It was discovered by a user in the NESdev Discord server that at high playback rates (particularly $0F = 33143 Hz), the DMC DMA bit deletion bug can corrupt both the first and second reads. The symptom, as seen in games like Gimmick!, is occasional presses of Right on the Control Pad when bit deletion causes the 11111111 epilogue to spill into the first eight reads after a strobe. It may, for example, delete an early bit of the first read and a late bit of the second read. In each case, the input bits both get corrupted to 00000001, and because they match, the game accepts them as valid.
A staff member claims that I am doing the NESdev community a disservice by allowing this flawed bit deletion avoidance routine to remain in my repositories. I ought to either not provide bit deletion avoidance at all or use OAM DMA to synchronize to the DMA unit's get-put cycle, based on an idea originally proposed by Rahsennor in May 2016 in topic "Glitch-free controller reads with DMC?". However, I have found a few challenges of a get-put synchronized controller reading routine.
Incompatibility with frameskip
Full Quiet, Garbage Pail Kids, and any future games that we make on the same engine avoid slowdown by replacing it with frameskip. Normally, they alternate code to move game characters with code to draw the updated positions: move, draw, move, draw. If, however, they detect that the previous move and draw combined took longer than the 29,780 cycles of one frame, they run another move without the draw. This helps keep the game responsive even in cases where it would otherwise slow down, reducing perceived input lag. Because the sound driver gets called for each move, the player still gets instant feedback through sound effects even if video is delayed a frame.

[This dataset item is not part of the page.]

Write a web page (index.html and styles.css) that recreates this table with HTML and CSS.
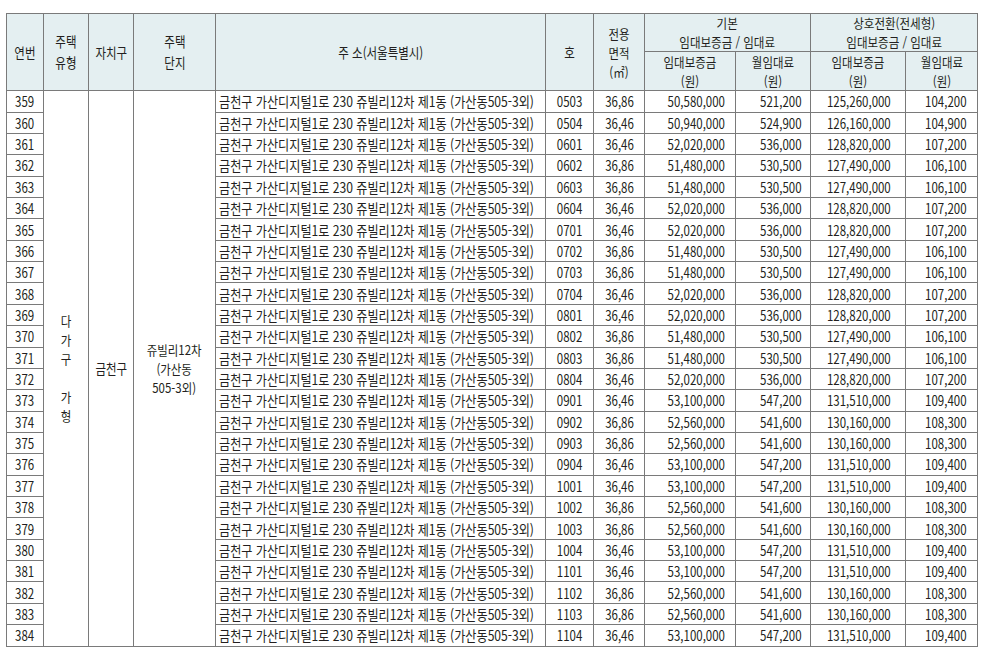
FILE: index.html
```html
<!DOCTYPE html>
<html lang="ko">
<head>
<meta charset="utf-8">
<title>임대주택 목록</title>
<link rel="stylesheet" href="styles.css">
</head>
<body>
<table class="grid">
  <colgroup>
    <col class="c-no"><col class="c-type"><col class="c-gu"><col class="c-danji"><col class="c-addr"><col class="c-ho"><col class="c-area"><col class="c-dep"><col class="c-rent"><col class="c-dep2"><col class="c-rent2">
  </colgroup>
  <thead>
    <tr class="h1">
      <th rowspan="2"><span class="t">연번</span></th>
      <th rowspan="2" class="tall"><span class="t">주택<br>유형</span></th>
      <th rowspan="2"><span class="t">자치구</span></th>
      <th rowspan="2" class="tall"><span class="t">주택<br>단지</span></th>
      <th rowspan="2"><span class="t">주 소(서울특별시)</span></th>
      <th rowspan="2"><span class="t">호</span></th>
      <th rowspan="2" class="area sm"><span class="t">전용<br>면적<br>(㎡)</span></th>
      <th colspan="2" class="grp sm"><span class="t">기본<br>임대보증금 / 임대료</span></th>
      <th colspan="2" class="grp sm"><span class="t">상호전환(전세형)<br>임대보증금 / 임대료</span></th>
    </tr>
    <tr class="h2">
      <th class="sm"><span class="t">임대보증금<br>(원)</span></th>
      <th class="sm"><span class="t">월임대료<br>(원)</span></th>
      <th class="sm"><span class="t">임대보증금<br>(원)</span></th>
      <th class="sm"><span class="t">월임대료<br>(원)</span></th>
    </tr>
  </thead>
  <tbody>
    <tr><td><span class="t">359</span></td><td rowspan="26" class="vert sm"><span class="t">다<br>가<br>구<br><br>가<br>형</span></td><td rowspan="26"><span class="t">금천구</span></td><td rowspan="26" class="danji sm"><span class="t">쥬빌리12차<br>(가산동<br>505-3외)</span></td><td class="l"><span class="t">금천구 가산디지털1로 230 쥬빌리12차 제1동 (가산동505-3외)</span></td><td><span class="t">0503</span></td><td><span class="t">36,86</span></td><td class="r r1"><span class="t">50,580,000</span></td><td class="r r2"><span class="t">521,200</span></td><td class="r r3"><span class="t">125,260,000</span></td><td class="r r4"><span class="t">104,200</span></td></tr>
    <tr><td><span class="t">360</span></td><td class="l"><span class="t">금천구 가산디지털1로 230 쥬빌리12차 제1동 (가산동505-3외)</span></td><td><span class="t">0504</span></td><td><span class="t">36,46</span></td><td class="r r1"><span class="t">50,940,000</span></td><td class="r r2"><span class="t">524,900</span></td><td class="r r3"><span class="t">126,160,000</span></td><td class="r r4"><span class="t">104,900</span></td></tr>
    <tr><td><span class="t">361</span></td><td class="l"><span class="t">금천구 가산디지털1로 230 쥬빌리12차 제1동 (가산동505-3외)</span></td><td><span class="t">0601</span></td><td><span class="t">36,46</span></td><td class="r r1"><span class="t">52,020,000</span></td><td class="r r2"><span class="t">536,000</span></td><td class="r r3"><span class="t">128,820,000</span></td><td class="r r4"><span class="t">107,200</span></td></tr>
    <tr><td><span class="t">362</span></td><td class="l"><span class="t">금천구 가산디지털1로 230 쥬빌리12차 제1동 (가산동505-3외)</span></td><td><span class="t">0602</span></td><td><span class="t">36,86</span></td><td class="r r1"><span class="t">51,480,000</span></td><td class="r r2"><span class="t">530,500</span></td><td class="r r3"><span class="t">127,490,000</span></td><td class="r r4"><span class="t">106,100</span></td></tr>
    <tr><td><span class="t">363</span></td><td class="l"><span class="t">금천구 가산디지털1로 230 쥬빌리12차 제1동 (가산동505-3외)</span></td><td><span class="t">0603</span></td><td><span class="t">36,86</span></td><td class="r r1"><span class="t">51,480,000</span></td><td class="r r2"><span class="t">530,500</span></td><td class="r r3"><span class="t">127,490,000</span></td><td class="r r4"><span class="t">106,100</span></td></tr>
    <tr><td><span class="t">364</span></td><td class="l"><span class="t">금천구 가산디지털1로 230 쥬빌리12차 제1동 (가산동505-3외)</span></td><td><span class="t">0604</span></td><td><span class="t">36,46</span></td><td class="r r1"><span class="t">52,020,000</span></td><td class="r r2"><span class="t">536,000</span></td><td class="r r3"><span class="t">128,820,000</span></td><td class="r r4"><span class="t">107,200</span></td></tr>
    <tr><td><span class="t">365</span></td><td class="l"><span class="t">금천구 가산디지털1로 230 쥬빌리12차 제1동 (가산동505-3외)</span></td><td><span class="t">0701</span></td><td><span class="t">36,46</span></td><td class="r r1"><span class="t">52,020,000</span></td><td class="r r2"><span class="t">536,000</span></td><td class="r r3"><span class="t">128,820,000</span></td><td class="r r4"><span class="t">107,200</span></td></tr>
    <tr><td><span class="t">366</span></td><td class="l"><span class="t">금천구 가산디지털1로 230 쥬빌리12차 제1동 (가산동505-3외)</span></td><td><span class="t">0702</span></td><td><span class="t">36,86</span></td><td class="r r1"><span class="t">51,480,000</span></td><td class="r r2"><span class="t">530,500</span></td><td class="r r3"><span class="t">127,490,000</span></td><td class="r r4"><span class="t">106,100</span></td></tr>
    <tr><td><span class="t">367</span></td><td class="l"><span class="t">금천구 가산디지털1로 230 쥬빌리12차 제1동 (가산동505-3외)</span></td><td><span class="t">0703</span></td><td><span class="t">36,86</span></td><td class="r r1"><span class="t">51,480,000</span></td><td class="r r2"><span class="t">530,500</span></td><td class="r r3"><span class="t">127,490,000</span></td><td class="r r4"><span class="t">106,100</span></td></tr>
    <tr><td><span class="t">368</span></td><td class="l"><span class="t">금천구 가산디지털1로 230 쥬빌리12차 제1동 (가산동505-3외)</span></td><td><span class="t">0704</span></td><td><span class="t">36,46</span></td><td class="r r1"><span class="t">52,020,000</span></td><td class="r r2"><span class="t">536,000</span></td><td class="r r3"><span class="t">128,820,000</span></td><td class="r r4"><span class="t">107,200</span></td></tr>
    <tr><td><span class="t">369</span></td><td class="l"><span class="t">금천구 가산디지털1로 230 쥬빌리12차 제1동 (가산동505-3외)</span></td><td><span class="t">0801</span></td><td><span class="t">36,46</span></td><td class="r r1"><span class="t">52,020,000</span></td><td class="r r2"><span class="t">536,000</span></td><td class="r r3"><span class="t">128,820,000</span></td><td class="r r4"><span class="t">107,200</span></td></tr>
    <tr><td><span class="t">370</span></td><td class="l"><span class="t">금천구 가산디지털1로 230 쥬빌리12차 제1동 (가산동505-3외)</span></td><td><span class="t">0802</span></td><td><span class="t">36,86</span></td><td class="r r1"><span class="t">51,480,000</span></td><td class="r r2"><span class="t">530,500</span></td><td class="r r3"><span class="t">127,490,000</span></td><td class="r r4"><span class="t">106,100</span></td></tr>
    <tr><td><span class="t">371</span></td><td class="l"><span class="t">금천구 가산디지털1로 230 쥬빌리12차 제1동 (가산동505-3외)</span></td><td><span class="t">0803</span></td><td><span class="t">36,86</span></td><td class="r r1"><span class="t">51,480,000</span></td><td class="r r2"><span class="t">530,500</span></td><td class="r r3"><span class="t">127,490,000</span></td><td class="r r4"><span class="t">106,100</span></td></tr>
    <tr><td><span class="t">372</span></td><td class="l"><span class="t">금천구 가산디지털1로 230 쥬빌리12차 제1동 (가산동505-3외)</span></td><td><span class="t">0804</span></td><td><span class="t">36,46</span></td><td class="r r1"><span class="t">52,020,000</span></td><td class="r r2"><span class="t">536,000</span></td><td class="r r3"><span class="t">128,820,000</span></td><td class="r r4"><span class="t">107,200</span></td></tr>
    <tr><td><span class="t">373</span></td><td class="l"><span class="t">금천구 가산디지털1로 230 쥬빌리12차 제1동 (가산동505-3외)</span></td><td><span class="t">0901</span></td><td><span class="t">36,46</span></td><td class="r r1"><span class="t">53,100,000</span></td><td class="r r2"><span class="t">547,200</span></td><td class="r r3"><span class="t">131,510,000</span></td><td class="r r4"><span class="t">109,400</span></td></tr>
    <tr><td><span class="t">374</span></td><td class="l"><span class="t">금천구 가산디지털1로 230 쥬빌리12차 제1동 (가산동505-3외)</span></td><td><span class="t">0902</span></td><td><span class="t">36,86</span></td><td class="r r1"><span class="t">52,560,000</span></td><td class="r r2"><span class="t">541,600</span></td><td class="r r3"><span class="t">130,160,000</span></td><td class="r r4"><span class="t">108,300</span></td></tr>
    <tr><td><span class="t">375</span></td><td class="l"><span class="t">금천구 가산디지털1로 230 쥬빌리12차 제1동 (가산동505-3외)</span></td><td><span class="t">0903</span></td><td><span class="t">36,86</span></td><td class="r r1"><span class="t">52,560,000</span></td><td class="r r2"><span class="t">541,600</span></td><td class="r r3"><span class="t">130,160,000</span></td><td class="r r4"><span class="t">108,300</span></td></tr>
    <tr><td><span class="t">376</span></td><td class="l"><span class="t">금천구 가산디지털1로 230 쥬빌리12차 제1동 (가산동505-3외)</span></td><td><span class="t">0904</span></td><td><span class="t">36,46</span></td><td class="r r1"><span class="t">53,100,000</span></td><td class="r r2"><span class="t">547,200</span></td><td class="r r3"><span class="t">131,510,000</span></td><td class="r r4"><span class="t">109,400</span></td></tr>
    <tr><td><span class="t">377</span></td><td class="l"><span class="t">금천구 가산디지털1로 230 쥬빌리12차 제1동 (가산동505-3외)</span></td><td><span class="t">1001</span></td><td><span class="t">36,46</span></td><td class="r r1"><span class="t">53,100,000</span></td><td class="r r2"><span class="t">547,200</span></td><td class="r r3"><span class="t">131,510,000</span></td><td class="r r4"><span class="t">109,400</span></td></tr>
    <tr><td><span class="t">378</span></td><td class="l"><span class="t">금천구 가산디지털1로 230 쥬빌리12차 제1동 (가산동505-3외)</span></td><td><span class="t">1002</span></td><td><span class="t">36,86</span></td><td class="r r1"><span class="t">52,560,000</span></td><td class="r r2"><span class="t">541,600</span></td><td class="r r3"><span class="t">130,160,000</span></td><td class="r r4"><span class="t">108,300</span></td></tr>
    <tr><td><span class="t">379</span></td><td class="l"><span class="t">금천구 가산디지털1로 230 쥬빌리12차 제1동 (가산동505-3외)</span></td><td><span class="t">1003</span></td><td><span class="t">36,86</span></td><td class="r r1"><span class="t">52,560,000</span></td><td class="r r2"><span class="t">541,600</span></td><td class="r r3"><span class="t">130,160,000</span></td><td class="r r4"><span class="t">108,300</span></td></tr>
    <tr><td><span class="t">380</span></td><td class="l"><span class="t">금천구 가산디지털1로 230 쥬빌리12차 제1동 (가산동505-3외)</span></td><td><span class="t">1004</span></td><td><span class="t">36,46</span></td><td class="r r1"><span class="t">53,100,000</span></td><td class="r r2"><span class="t">547,200</span></td><td class="r r3"><span class="t">131,510,000</span></td><td class="r r4"><span class="t">109,400</span></td></tr>
    <tr><td><span class="t">381</span></td><td class="l"><span class="t">금천구 가산디지털1로 230 쥬빌리12차 제1동 (가산동505-3외)</span></td><td><span class="t">1101</span></td><td><span class="t">36,46</span></td><td class="r r1"><span class="t">53,100,000</span></td><td class="r r2"><span class="t">547,200</span></td><td class="r r3"><span class="t">131,510,000</span></td><td class="r r4"><span class="t">109,400</span></td></tr>
    <tr><td><span class="t">382</span></td><td class="l"><span class="t">금천구 가산디지털1로 230 쥬빌리12차 제1동 (가산동505-3외)</span></td><td><span class="t">1102</span></td><td><span class="t">36,86</span></td><td class="r r1"><span class="t">52,560,000</span></td><td class="r r2"><span class="t">541,600</span></td><td class="r r3"><span class="t">130,160,000</span></td><td class="r r4"><span class="t">108,300</span></td></tr>
    <tr><td><span class="t">383</span></td><td class="l"><span class="t">금천구 가산디지털1로 230 쥬빌리12차 제1동 (가산동505-3외)</span></td><td><span class="t">1103</span></td><td><span class="t">36,86</span></td><td class="r r1"><span class="t">52,560,000</span></td><td class="r r2"><span class="t">541,600</span></td><td class="r r3"><span class="t">130,160,000</span></td><td class="r r4"><span class="t">108,300</span></td></tr>
    <tr><td><span class="t">384</span></td><td class="l"><span class="t">금천구 가산디지털1로 230 쥬빌리12차 제1동 (가산동505-3외)</span></td><td><span class="t">1104</span></td><td><span class="t">36,46</span></td><td class="r r1"><span class="t">53,100,000</span></td><td class="r r2"><span class="t">547,200</span></td><td class="r r3"><span class="t">131,510,000</span></td><td class="r r4"><span class="t">109,400</span></td></tr>
  </tbody>
</table>
</body>
</html>
```

FILE: styles.css
```css
html, body {
  margin: 0;
  background: #ffffff;
}

body {
  padding: 13px 0 0 6px;
  font-family: "Noto Sans CJK KR", "Noto Sans", sans-serif;
  font-size: 14px;
  color: #231f20;
}

.grid {
  border-collapse: collapse;
  table-layout: fixed;
  width: 971px;
}

.c-no { width: 37px; }
.c-type { width: 45px; }
.c-gu { width: 45px; }
.c-danji { width: 82px; }
.c-addr { width: 330px; }
.c-ho { width: 48px; }
.c-area { width: 51px; }
.c-dep { width: 91px; }
.c-rent { width: 75px; }
.c-dep2 { width: 95px; }
.c-rent2 { width: 72px; }

.grid th,
.grid td {
  border: 1px solid #7a7a7a;
  padding: 0;
  text-align: center;
  vertical-align: middle;
  white-space: nowrap;
  overflow: visible;
  font-weight: normal;
}

.grid th {
  background: #e4eff1;
  line-height: 21px;
}

.h1 { height: 37px; }
.h2 { height: 38px; }

.grid tbody tr {
  height: 21.36px;
}

.grid td {
  line-height: 20px;
}

.t {
  display: inline-block;
  transform: scaleX(0.82);
  transform-origin: center;
}

/* multi-line cells set a little smaller so lines can sit close together */
.grid .sm {
  font-size: 13px;
  line-height: 19px;
}
.sm .t { transform: scaleX(0.88); }

.grid th.grp {
  font-size: 12.8px;
  line-height: 18.6px;
}
.grp .t { transform: scaleX(0.9); }

.grid td.l {
  text-align: left;
  padding-left: 3px;
}
.l .t {
  transform: scaleX(0.865);
  transform-origin: left center;
}

.grid td.r { text-align: right; }
.r .t { transform-origin: right center; }
.grid td.r1 { padding-right: 10px; }
.grid td.r2 { padding-right: 8px; }
.grid td.r3 { padding-right: 14px; }
.grid td.r4 { padding-right: 11px; }
```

The get-put synchronized controller reading routine must execute immediately after OAM DMA. This means that if OAM DMA is not scheduled, such as during a draw frame, the controller cannot be read during that same frame. A few workarounds have been proposed:
- The first is to run OAM DMA outside vertical blanking, relying on the data not being written anywhere. I fear what effect this might have on the internal OAM address (and therefore on object evaluation) during the scanlines where OAM DMA is taking place. I also fear OAM DMA spilling into the next frame's vblank if lag gets deep enough that calculation completes somewhere in lines 237 through 240.
- The second is to double-buffer shadow OAM. One problem with this is that my object plotting routine is already using register Y to index into a metasprite shape definition in ROM using (zp),Y mode, leaving register X free to index into a shadow OAM table at a fixed address using abs,X mode. Double-buffering shadow OAM would require shadow OAM table's address not to be fixed. This would probably need to use the rarely used (zp,X) mode with constant X = $00.

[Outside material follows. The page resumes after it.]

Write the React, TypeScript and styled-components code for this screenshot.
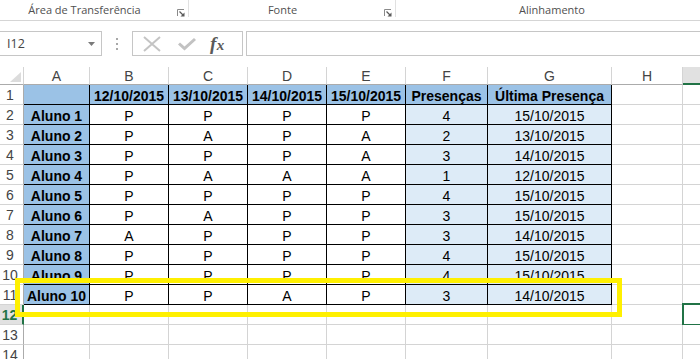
import React from "react";
import styled, { createGlobalStyle, css } from "styled-components";

const GlobalStyle = createGlobalStyle`
  html, body {
    margin: 0;
    padding: 0;
    background: #fff;
  }
  body {
    width: 700px;
    height: 359px;
    overflow: hidden;
    font-family: "Liberation Sans", Arial, sans-serif;
  }
`;

type Row = {
  name: string;
  marks: string[];
  total: string;
  last: string;
};

const dates = ["12/10/2015", "13/10/2015", "14/10/2015", "15/10/2015"];

const rows: Row[] = [
  { name: "Aluno 1", marks: ["P", "P", "P", "P"], total: "4", last: "15/10/2015" },
  { name: "Aluno 2", marks: ["P", "A", "P", "A"], total: "2", last: "13/10/2015" },
  { name: "Aluno 3", marks: ["P", "P", "P", "A"], total: "3", last: "14/10/2015" },
  { name: "Aluno 4", marks: ["P", "A", "A", "A"], total: "1", last: "12/10/2015" },
  { name: "Aluno 5", marks: ["P", "P", "P", "P"], total: "4", last: "15/10/2015" },
  { name: "Aluno 6", marks: ["P", "A", "P", "P"], total: "3", last: "15/10/2015" },
  { name: "Aluno 7", marks: ["A", "P", "P", "P"], total: "3", last: "14/10/2015" },
  { name: "Aluno 8", marks: ["P", "P", "P", "P"], total: "4", last: "15/10/2015" },
  { name: "Aluno 9", marks: ["P", "P", "P", "P"], total: "4", last: "15/10/2015" },
  { name: "Aluno 10", marks: ["P", "P", "A", "P"], total: "3", last: "14/10/2015" },
];

const columns = ["A", "B", "C", "D", "E", "F", "G", "H", "I"];
const totalRows = 14;

const Launcher = () => (
  <LauncherIcon width="8" height="8" viewBox="0 0 8 8">
    <path d="M0.5 7V0.5H7" fill="none" stroke="#8a8a8a" strokeWidth="1" />
    <path d="M2.5 2.5L6 6" stroke="#5a5a5a" strokeWidth="1.2" />
    <path d="M7.5 3.5V7.5H3.5Z" fill="#5a5a5a" />
  </LauncherIcon>
);

const App: React.FC = () => {
  return (
    <Page>
      <GlobalStyle />
      <Ribbon>
        <RibbonGroup $width={189}>
          <GroupLabel>Área de Transferência</GroupLabel>
          <Launcher />
        </RibbonGroup>
        <RibbonGroup $width={207}>
          <GroupLabel>Fonte</GroupLabel>
          <Launcher />
        </RibbonGroup>
        <RibbonGroup $width={320} $last>
          <GroupLabel>Alinhamento</GroupLabel>
        </RibbonGroup>
      </Ribbon>

      <FormulaBar>
        <NameBox>
          <span>I12</span>
          <svg width="8" height="4" viewBox="0 0 8 4">
            <path d="M0 0H7L3.5 4Z" fill="#7a7a7a" />
          </svg>
        </NameBox>
        <Grip>
          <i />
          <i />
          <i />
        </Grip>
        <FormulaButtons>
          <svg width="20" height="16" viewBox="0 0 20 16">
            <path d="M2 1L18 15M18 1L2 15" stroke="#c4c4c4" strokeWidth="2" />
          </svg>
          <svg width="20" height="14" viewBox="0 0 20 14">
            <path
              d="M1 7.5L3 5.5L7.5 9.5L17 1L19 3L7.5 13.5Z"
              fill="#c2c2c2"
            />
          </svg>
          <Fx>
            f<span>x</span>
          </Fx>
        </FormulaButtons>
        <FormulaInput />
      </FormulaBar>

      <SheetArea>
        <Sheet>
          <Corner>
            <svg width="11" height="10" viewBox="0 0 11 10">
              <path d="M11 0V10H0Z" fill="#dcdcdc" />
            </svg>
          </Corner>
          {columns.map((c) => (
            <ColHeader key={c} $selected={c === "I"}>
              {c}
            </ColHeader>
          ))}

          {Array.from({ length: totalRows }, (_, i) => {
            const r = i + 1;
            const cells: React.ReactNode[] = [];
            if (r === 1) {
              cells.push(<Cell key="a" $fill="head" $edge />);
              dates.forEach((d) =>
                cells.push(
                  <Cell key={d} $fill="head" $edge $bold>
                    {d}
                  </Cell>
                )
              );
              cells.push(
                <Cell key="f" $fill="head" $edge $bold>
                  Presenças
                </Cell>
              );
              cells.push(
                <Cell key="g" $fill="head" $edge $bold>
                  Última Presença
                </Cell>
              );
            } else if (r <= 11) {
              const row = rows[r - 2];
              cells.push(
                <Cell key="a" $fill="head" $edge $bold>
                  {row.name}
                </Cell>
              );
              row.marks.forEach((m, j) =>
                cells.push(
                  <Cell key={j} $edge>
                    {m}
                  </Cell>
                )
              );
              cells.push(
                <Cell key="f" $fill="light" $edge>
                  {row.total}
                </Cell>
              );
              cells.push(
                <Cell key="g" $fill="light" $edge>
                  {row.last}
                </Cell>
              );
            } else {
              for (let j = 0; j < 7; j++) cells.push(<Cell key={j} />);
            }
            cells.push(<Cell key="h" />);
            cells.push(<Cell key="i">{r === 12 && <Selection />}</Cell>);
            return (
              <React.Fragment key={r}>
                <RowHeader $selected={r === 12}>{r}</RowHeader>
                {cells}
              </React.Fragment>
            );
          })}
        </Sheet>
        <Highlight />
      </SheetArea>
    </Page>
  );
};

export default App;

const Page = styled.div`
  position: relative;
  width: 700px;
  height: 359px;
  overflow: hidden;
  background: #fff;
`;

const Ribbon = styled.div`
  display: flex;
  height: 20px;
  border-bottom: 1px solid #d5d5d5;
  overflow: hidden;
`;

const RibbonGroup = styled.div<{ $width: number; $last?: boolean }>`
  flex: 0 0 ${(p) => p.$width}px;
  display: flex;
  align-items: flex-start;
  height: 17px;
  box-sizing: border-box;
  border-right: ${(p) => (p.$last ? "none" : "1px solid #e1e1e1")};
`;

const GroupLabel = styled.div`
  flex: 1;
  padding-right: 8px;
  text-align: center;
  font-family: "Open Sans", "Noto Sans", sans-serif;
  font-size: 11px;
  line-height: 20px;
  color: #505050;
  white-space: nowrap;
`;

const LauncherIcon = styled.svg`
  margin: 9px 3px 0 0;
  flex: 0 0 auto;
`;

const FormulaBar = styled.div`
  display: flex;
  align-items: stretch;
  height: 25px;
  margin-top: 10px;
`;

const NameBox = styled.div`
  width: 102px;
  box-sizing: border-box;
  border: 1px solid #c6c6c6;
  border-left: none;
  display: flex;
  align-items: center;
  justify-content: space-between;
  padding: 0 5px 0 7px;
  font-family: "Open Sans", "Noto Sans", sans-serif;
  font-size: 12.5px;
  color: #444;
`;

const Grip = styled.div`
  width: 30px;
  display: flex;
  flex-direction: column;
  align-items: center;
  justify-content: center;
  gap: 3px;

  i {
    display: block;
    width: 2px;
    height: 2px;
    background: #a8a8a8;
  }
`;

const FormulaButtons = styled.div`
  width: 111px;
  box-sizing: border-box;
  border: 1px solid #c6c6c6;
  display: flex;
  align-items: center;
  padding: 0 0 0 9px;
  gap: 15px;
`;

const Fx = styled.span`
  font-family: "Liberation Serif", "DejaVu Serif", serif;
  font-style: italic;
  font-weight: bold;
  font-size: 19px;
  color: #5a5a5a;
  letter-spacing: 0.5px;
  margin-left: -2px;

  span {
    font-size: 15px;
  }
`;

const FormulaInput = styled.div`
  flex: 1;
  margin-left: 3px;
  margin-right: -2px;
  border: 1px solid #c6c6c6;
`;

const SheetArea = styled.div`
  position: relative;
  margin-top: 11px;
`;

const Sheet = styled.div`
  display: grid;
  grid-template-columns: 24px 66px 79px 79px 79px 79px 82px 124px 71px 71px;
  grid-template-rows: 18px;
  grid-auto-rows: 20px;
  width: 700px;
  overflow: hidden;
`;

const headerText = css`
  font-family: "Liberation Sans", Arial, sans-serif;
  font-size: 14px;
  color: #444;
  box-sizing: border-box;
  display: flex;
  justify-content: center;
`;

const Corner = styled.div`
  box-sizing: border-box;
  border-right: 1px solid #d4d4d4;
  border-bottom: 1px solid #ababab;
  display: flex;
  align-items: flex-end;
  justify-content: flex-end;
  padding: 0 2px 2px 0;
`;

const ColHeader = styled.div<{ $selected?: boolean }>`
  ${headerText};
  align-items: center;
  padding-top: 1px;
  border-right: 1px solid #d4d4d4;
  border-bottom: ${(p) => (p.$selected ? "2px solid #217346" : "1px solid #ababab")};
  background: ${(p) => (p.$selected ? "#e1e1e1" : "#fff")};
`;

const RowHeader = styled.div<{ $selected?: boolean }>`
  ${headerText};
  align-items: center;
  padding: 1px 3px 0 0;
  border-bottom: 1px solid #d4d4d4;
  border-right: ${(p) => (p.$selected ? "2px solid #217346" : "1px solid #ababab")};
  background: ${(p) => (p.$selected ? "#e1e1e1" : "#fff")};
  color: ${(p) => (p.$selected ? "#217346" : "#444")};
  font-weight: ${(p) => (p.$selected ? "bold" : "normal")};
`;

const fills = {
  head: "#9bc2e6",
  light: "#ddebf7",
  none: "#fff",
};

const Cell = styled.div<{
  $fill?: keyof typeof fills;
  $edge?: boolean;
  $bold?: boolean;
}>`
  position: relative;
  box-sizing: border-box;
  display: flex;
  align-items: center;
  justify-content: center;
  padding-top: 3px;
  line-height: 16px;
  font-family: "Liberation Sans", Arial, sans-serif;
  font-size: 14px;
  font-weight: ${(p) => (p.$bold ? "bold" : "normal")};
  color: #000;
  white-space: nowrap;
  background: ${(p) => fills[p.$fill ?? "none"]};
  border-right: 1px solid ${(p) => (p.$edge ? "#000" : "#d4d4d4")};
  border-bottom: 1px solid ${(p) => (p.$edge ? "#000" : "#d4d4d4")};
`;

const Selection = styled.div`
  position: absolute;
  top: -2px;
  left: -1px;
  right: -1px;
  bottom: -2px;
  border: 2px solid #217346;
`;

const Highlight = styled.div`
  position: absolute;
  left: 15px;
  top: 211px;
  width: 607px;
  height: 39px;
  box-sizing: border-box;
  border: 5px solid #fff000;
  pointer-events: none;
`;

- The third is to optimize my code better. I don't know how to do this. Collision detection for the player, the player's projectile, and ten on-screen enemies with a background collision map at 8×4-pixel granularity takes a while, and I don't know how to search the collision map any faster than I already do. How much do you charge for this service?
- The fourth is to just accept increased input lag. I currently do this on every detected corruption, using the previous frame's data. I'd end up having to do this on every lag frame, reducing the overall input polling rate to 30 Hz. If samples are used for percussion, as in Konami games and Garbage Pail Kids, it should still be safe to poll the controller once the sample length has run out ($4015 bit 4 = 0). If samples are used for bass, chords, or other sustained sounds, as in later Sunsoft games, there is so much DMC active time that lag becomes more noticeable.
Full Quiet, Garbage Pail Kids, and any future games that we make on the same engine perform a handful of tasks after OAM DMA. These can spill over into the pre-render scanline and scanline 0 of the picture, which are never and practically never visible respectively. They mostly involve setting up the MMC3's timer and CHR banks. I would need to make them constant-timed so as not to disrupt synchronization.
IRQs landing during controller reading
Full Quiet, Garbage Pail Kids, and any future games that we make on the same engine scroll in eight directions. This means the raster split points move up and down while jumping or climbing ladders. If there is a raster split near the top of the screen, it could interrupt controller reading and thereby cause it to lose synchronization. I would need to hide the background in the top scanlines so that raster splits can never occur there.
Integration testing
What emulators can be set to log or break when $4016 or $4017 accesses occur on the wrong half of the get-put cycle?